4. Step 4: Go back to step 2, and consider the set of bills irrevocable once you go through steps 2 and 3 for a minimum of 6 times.

Basically, L2s “process” a bunch of bills offline first, then show them all at once in a “condensed” form to the senate. Senate must still vote on these bills, so L2s are as slow as the underlying L1. Also, it’s possible the senators are going to reject all those bills, even though the pseudo-senate approved them. The pseudo-senate is irrelevant. Only the real senate can set the law. L2s are trusted off-chain accumulators.
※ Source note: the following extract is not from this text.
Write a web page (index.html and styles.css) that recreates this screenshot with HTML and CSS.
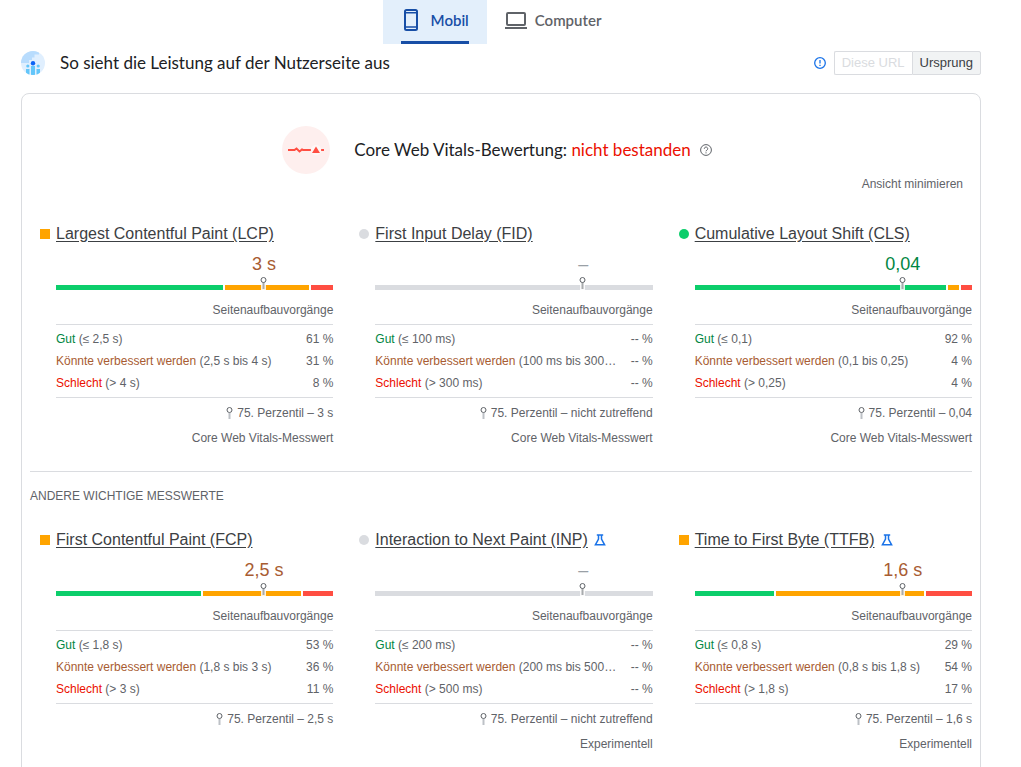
FILE: index.html
```html
<!DOCTYPE html>
<html lang="de">
<head>
<meta charset="utf-8">
<title>PageSpeed Insights</title>
<link rel="stylesheet" href="styles.css">
</head>
<body>
<svg class="sprite" aria-hidden="true">
  <symbol id="pin" viewBox="0 0 7 12">
    <path d="M2.500 6h2v6h-2z" fill="#bdc1c6"/>
    <circle cx="3.5" cy="3" r="2.500" fill="#fff" stroke="#5f6368"/>
  </symbol>
  <symbol id="bar-pin" viewBox="0 0 7 14">
    <path d="M1 7h5v7H1z" fill="#fff" fill-opacity=".85"/>
    <path d="M2.500 6h2v7h-2z" fill="#a8abad"/>
    <circle cx="3.5" cy="4" r="2.500" fill="#fff" stroke="#5f6368"/>
  </symbol>
  <symbol id="flask" viewBox="0 0 12 12">
    <path d="M2.800 1h6.400M4.500 1v4L1.400 10.800h9.200L7.500 5V1" fill="none" stroke="#1a73e8" stroke-width="1.500"/>
  </symbol>
</svg>
<div class="page">
  <nav class="tabs" role="tablist">
    <button class="tab tab--active" role="tab" aria-selected="true">
      <svg class="tab__icon" viewBox="0 0 22 24" aria-hidden="true"><g fill="none" stroke="currentColor" stroke-width="2"><rect x="4" y="2" width="12" height="20" rx="1.5"/><path d="M4 4.700h12M4 19h12" stroke-width="1.600"/></g></svg>
      <span>Mobil</span>
    </button>
    <button class="tab" role="tab" aria-selected="false">
      <svg class="tab__icon" viewBox="0 0 22 24" aria-hidden="true"><g fill="none" stroke="currentColor" stroke-width="2"><rect x="2" y="5" width="18" height="12" rx="1"/><path d="M0 20h22"/></g></svg>
      <span>Computer</span>
    </button>
  </nav>

  <header class="heading">
    <svg class="heading__icon" viewBox="0 0 24 24" aria-hidden="true">
      <clipPath id="disc"><circle cx="12" cy="12" r="12"/></clipPath>
      <g clip-path="url(#disc)">
        <path d="M0 0h24v24H0z" fill="#e0effe"/>
        <path d="M0 0h18v3.500h-4.500v3H11v2.500H8v3H0z" fill="#b8dcfd"/>
        <g fill="#63c6fa"><path d="M10 15h4v9h-4zM5 18h3.500v6H5zM15.500 18H19v6h-3.500z"/><circle cx="6.800" cy="15" r="1.600"/><circle cx="17.200" cy="15" r="1.600"/></g>
        <circle cx="12" cy="12.300" r="2.200" fill="#0b63f6"/>
      </g>
    </svg>
    <h1 class="heading__title">So sieht die Leistung auf der Nutzerseite aus</h1>
    <svg class="heading__info" viewBox="0 0 12 12" aria-hidden="true"><circle cx="6" cy="6" r="5.300" fill="none" stroke="#1a73e8" stroke-width="1.300"/><path d="M6 3v3.500M6 7.700v1.300" stroke="#1a73e8" stroke-width="1.300"/></svg>
    <div class="switch">
      <button class="switch__item" disabled>Diese URL</button>
      <button class="switch__item switch__item--on">Ursprung</button>
    </div>
  </header>

  <main class="card">
    <div class="verdict">
      <svg class="verdict__icon" viewBox="0 0 48 48" aria-hidden="true">
        <circle cx="24" cy="24" r="24" fill="#feefee"/>
        <path d="M6 24h6.500l2-1.500 3 3 2.500-2 1 .5h21" fill="none" stroke="#ff4e42" stroke-width="2"/>
        <circle cx="34" cy="24" r="5.200" fill="#fff7f6"/>
        <path d="M34 20.500l4 6.500h-8z" fill="#ff4e42"/>
      </svg>
      <h2 class="verdict__title">Core Web Vitals-Bewertung: <span class="bad">nicht bestanden</span></h2>
      <svg class="verdict__help" viewBox="0 0 12 12" aria-hidden="true"><circle cx="6" cy="6" r="5.400" fill="none" stroke="#5f6368"/><path d="M4.300 4.800a1.700 1.700 0 1 1 2.700 1.300Q6 6.600 6 7.300M6 8.300v1.100" fill="none" stroke="#5f6368"/></svg>
    </div>
    <div class="collapse"><button class="collapse__button">Ansicht minimieren</button></div>

    <section class="metrics">
      <article class="metric">
        <h3 class="metric__title metric__title--average"><a href="#lcp">Largest Contentful Paint (LCP)</a></h3>
        <div class="metric__value average">3 s</div>
        <div class="bar"><i class="bar__part bar__part--good" style="flex-grow:61"></i><i class="bar__part bar__part--average" style="flex-grow:31"></i><i class="bar__part bar__part--bad" style="flex-grow:8"></i><svg class="bar__pin" aria-hidden="true"><use href="#bar-pin"/></svg></div>
        <table class="shares">
          <caption>Seitenaufbauvorgänge</caption>
          <tr><th><span class="good">Gut</span> (≤ 2,5 s)</th><td>61 %</td></tr>
          <tr><th><span class="average">Könnte verbessert werden</span> (2,5 s bis 4 s)</th><td>31 %</td></tr>
          <tr><th><span class="bad">Schlecht</span> (&gt; 4 s)</th><td>8 %</td></tr>
        </table>
        <p class="note"><svg class="note__pin" aria-hidden="true"><use href="#pin"/></svg>75. Perzentil – 3 s</p>
        <p class="note">Core Web Vitals-Messwert</p>
      </article>

      <article class="metric">
        <h3 class="metric__title metric__title--none"><a href="#fid">First Input Delay (FID)</a></h3>
        <div class="metric__value none">–</div>
        <div class="bar"><i class="bar__part" style="flex-grow:100"></i><svg class="bar__pin" aria-hidden="true"><use href="#bar-pin"/></svg></div>
        <table class="shares">
          <caption>Seitenaufbauvorgänge</caption>
          <tr><th><span class="good">Gut</span> (≤ 100 ms)</th><td>-- %</td></tr>
          <tr><th><span class="average">Könnte verbessert werden</span> (100 ms bis 300…</th><td>-- %</td></tr>
          <tr><th><span class="bad">Schlecht</span> (&gt; 300 ms)</th><td>-- %</td></tr>
        </table>
        <p class="note"><svg class="note__pin" aria-hidden="true"><use href="#pin"/></svg>75. Perzentil – nicht zutreffend</p>
        <p class="note">Core Web Vitals-Messwert</p>
      </article>

      <article class="metric">
        <h3 class="metric__title metric__title--good"><a href="#cls">Cumulative Layout Shift (CLS)</a></h3>
        <div class="metric__value good">0,04</div>
        <div class="bar"><i class="bar__part bar__part--good" style="flex-grow:92"></i><i class="bar__part bar__part--average" style="flex-grow:4"></i><i class="bar__part bar__part--bad" style="flex-grow:4"></i><svg class="bar__pin" aria-hidden="true"><use href="#bar-pin"/></svg></div>
        <table class="shares">
          <caption>Seitenaufbauvorgänge</caption>
          <tr><th><span class="good">Gut</span> (≤ 0,1)</th><td>92 %</td></tr>
          <tr><th><span class="average">Könnte verbessert werden</span> (0,1 bis 0,25)</th><td>4 %</td></tr>
          <tr><th><span class="bad">Schlecht</span> (&gt; 0,25)</th><td>4 %</td></tr>
        </table>
        <p class="note"><svg class="note__pin" aria-hidden="true"><use href="#pin"/></svg>75. Perzentil – 0,04</p>
        <p class="note">Core Web Vitals-Messwert</p>
      </article>
    </section>

    <h2 class="subhead">Andere wichtige Messwerte</h2>

    <section class="metrics">
      <article class="metric">
        <h3 class="metric__title metric__title--average"><a href="#fcp">First Contentful Paint (FCP)</a></h3>
        <div class="metric__value average">2,5 s</div>
        <div class="bar"><i class="bar__part bar__part--good" style="flex-grow:53"></i><i class="bar__part bar__part--average" style="flex-grow:36"></i><i class="bar__part bar__part--bad" style="flex-grow:11"></i><svg class="bar__pin" aria-hidden="true"><use href="#bar-pin"/></svg></div>
        <table class="shares">
          <caption>Seitenaufbauvorgänge</caption>
          <tr><th><span class="good">Gut</span> (≤ 1,8 s)</th><td>53 %</td></tr>
          <tr><th><span class="average">Könnte verbessert werden</span> (1,8 s bis 3 s)</th><td>36 %</td></tr>
          <tr><th><span class="bad">Schlecht</span> (&gt; 3 s)</th><td>11 %</td></tr>
        </table>
        <p class="note"><svg class="note__pin" aria-hidden="true"><use href="#pin"/></svg>75. Perzentil – 2,5 s</p>
      </article>

      <article class="metric">
        <h3 class="metric__title metric__title--none"><a href="#inp">Interaction to Next Paint (INP)</a><svg class="metric__flask" aria-hidden="true"><use href="#flask"/></svg></h3>
        <div class="metric__value none">–</div>
        <div class="bar"><i class="bar__part" style="flex-grow:100"></i><svg class="bar__pin" aria-hidden="true"><use href="#bar-pin"/></svg></div>
        <table class="shares">
          <caption>Seitenaufbauvorgänge</caption>
          <tr><th><span class="good">Gut</span> (≤ 200 ms)</th><td>-- %</td></tr>
          <tr><th><span class="average">Könnte verbessert werden</span> (200 ms bis 500…</th><td>-- %</td></tr>
          <tr><th><span class="bad">Schlecht</span> (&gt; 500 ms)</th><td>-- %</td></tr>
        </table>
        <p class="note"><svg class="note__pin" aria-hidden="true"><use href="#pin"/></svg>75. Perzentil – nicht zutreffend</p>
        <p class="note">Experimentell</p>
      </article>

      <article class="metric">
        <h3 class="metric__title metric__title--average"><a href="#ttfb">Time to First Byte (TTFB)</a><svg class="metric__flask" aria-hidden="true"><use href="#flask"/></svg></h3>
        <div class="metric__value average">1,6 s</div>
        <div class="bar"><i class="bar__part bar__part--good" style="flex-grow:29"></i><i class="bar__part bar__part--average" style="flex-grow:54"></i><i class="bar__part bar__part--bad" style="flex-grow:17"></i><svg class="bar__pin" aria-hidden="true"><use href="#bar-pin"/></svg></div>
        <table class="shares">
          <caption>Seitenaufbauvorgänge</caption>
          <tr><th><span class="good">Gut</span> (≤ 0,8 s)</th><td>29 %</td></tr>
          <tr><th><span class="average">Könnte verbessert werden</span> (0,8 s bis 1,8 s)</th><td>54 %</td></tr>
          <tr><th><span class="bad">Schlecht</span> (&gt; 1,8 s)</th><td>17 %</td></tr>
        </table>
        <p class="note"><svg class="note__pin" aria-hidden="true"><use href="#pin"/></svg>75. Perzentil – 1,6 s</p>
        <p class="note">Experimentell</p>
      </article>
    </section>
  </main>
</div>
</body>
</html>
```
FILE: styles.css
```css
* { box-sizing: border-box; }

html { scrollbar-width: none; }

body {
  margin: 0;
  background: #fff;
  color: #5f6368;
  font: 12px/16px "Liberation Sans", Arial, sans-serif;
}

h1, h2, h3, p { margin: 0; font-weight: 400; }

button { font: inherit; color: inherit; cursor: pointer; }

.sprite { display: none; }

.page { padding: 0 40px 0 21px; }

.good { color: #018642; }
.average { color: #a85c32; }
.bad { color: #eb0f00; }
.none { color: #9aa0a6; }

/* Device tabs */
.tabs { display: flex; justify-content: center; }

.tab {
  display: flex;
  align-items: center;
  gap: 8px;
  height: 44px;
  padding: 0 18px 5px;
  border: 0;
  background: none;
  font: 600 15px/20px Lato, sans-serif;
}

.tab--active {
  background: linear-gradient(#174ea6, #174ea6) center bottom / calc(100% - 36px) 3px no-repeat, #e3effb;
  color: #174ea6;
}

.tab__icon { width: 22px; height: 24px; }

/* Section heading */
.heading {
  display: flex;
  align-items: center;
  margin-bottom: 18px;
  padding-top: 7px;
}

.heading__icon { width: 24px; height: 24px; margin-right: 15px; }

.heading__title {
  flex: 1;
  color: #202124;
  font: 17px/24px Lato, sans-serif;
}

.heading__info { width: 12px; height: 12px; margin-right: 8px; }

.switch { display: flex; }

.switch__item {
  height: 24px;
  padding: 0 7px;
  border: 1px solid #dadce0;
  border-radius: 2px 0 0 2px;
  background: #fff;
  font-size: 13px;
}

.switch__item:disabled { border-right: 0; color: #dadce0; cursor: default; }

.switch__item--on {
  border-radius: 0 2px 2px 0;
  background: #f1f3f4;
  color: #3c4043;
}

/* Report card */
.card {
  padding: 32px 8px 24px;
  border: 1px solid #dadce0;
  border-radius: 8px;
}

.verdict { display: flex; align-items: center; justify-content: center; padding-right: 8px; }
.verdict__icon { width: 48px; height: 48px; margin-right: 24px; }
.verdict__title { color: #202124; font: 17px/24px Lato, sans-serif; }
.verdict__help { width: 12px; height: 12px; margin-left: 9px; }

.collapse { display: flex; justify-content: flex-end; padding: 2px 9px 0; }
.collapse__button { padding: 0; border: 0; background: none; }

.metrics {
  display: grid;
  grid-template-columns: repeat(3, 1fr);
  gap: 16px;
  padding-top: 32px;
}

.metric { padding-left: 26px; }

.metric__title {
  display: flex;
  align-items: center;
  margin-left: -16px;
  font-size: 16px;
  line-height: 20px;
}

.metric__title::before {
  content: "";
  width: 10px;
  height: 10px;
  margin-right: 6px;
  border-radius: 50%;
  background: #dadce0;
}

.metric__title--good::before { background: #0cce6b; }
.metric__title--average::before { border-radius: 0; background: #ffa400; }
.metric__title a { color: #3c4043; text-underline-offset: 2px; }
.metric__flask { width: 12px; height: 12px; margin-left: 6px; }

.metric__value {
  width: 50%;
  margin: 10px 0 11px auto;
  font-size: 18px;
  line-height: 20px;
  text-align: center;
}

/* Distribution bar */
.bar { position: relative; display: flex; gap: 2px; height: 5px; }
.bar__part { flex-basis: 0; background: #dadce0; }
.bar__part--good { background: #0cce6b; }
.bar__part--average { background: #ffa400; }
.bar__part--bad { background: #ff4e42; }

.bar__pin {
  position: absolute;
  bottom: 0;
  left: 75%;
  width: 7px;
  height: 14px;
  margin-left: -4px;
}

/* Share table */
.shares { width: 100%; margin-top: 12px; border-spacing: 0; }
.shares caption { padding-bottom: 6px; text-align: right; }

.shares th, .shares td { height: 22px; padding: 0; font-weight: 400; white-space: nowrap; }

.shares th {
  width: 100%;
  max-width: 0;
  overflow: hidden;
  text-align: left;
  text-overflow: ellipsis;
}

.shares td { text-align: right; }

.shares tbody tr:first-child > * { height: 26px; padding-top: 3px; border-top: 1px solid #dadce0; }
.shares tbody tr:last-child > * { height: 26px; padding-bottom: 3px; border-bottom: 1px solid #dadce0; }

.note { margin-top: 9px; text-align: right; }
.shares + .note { margin-top: 7px; }
.note__pin { width: 7px; height: 12px; margin-right: 4px; vertical-align: -2px; }

.subhead {
  margin-top: 25px;
  padding-top: 16px;
  border-top: 1px solid #dadce0;
  font-size: 12px;
  line-height: 16px;
  text-transform: uppercase;
}

.subhead + .metrics { padding-top: 26px; }
```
5. Sharding (the asynchronous version)

Gets a bit more complicated. I’ve seen two major classes of sharded blockchains.

Class 1: The basic principle is that instead of having a single big senate, we divide the senate into multiple mini-senates, where each mini-senate votes on bills in parallel, and then sends them out to the larger senate to vote in batches. I’m grossly oversimplifying, but ultimately that’s the gist. The astute reader will notice that the latencies here — in theory and in practice — will be as high as the slowest mini-senate.

Class 2: The basic principle is that we divide senators into mini-senates and then each of those acts as a single unit of vote. It’s basically just a way to reduce the raw number of senators voting on a bill down linearly by the number of shards. Again, latencies here could be huge.

6. Concluding remarks.

If you are now thinking to yourself: “is this it, is this all the fuss is about?”, the answer is a resounding “yes”. This is really it. It’s not that much more complicated. I got kind of lazy towards the latter parts of the article, especially with L2s and sharding because frankly the article started getting kind of long, but there isn’t much more to this space.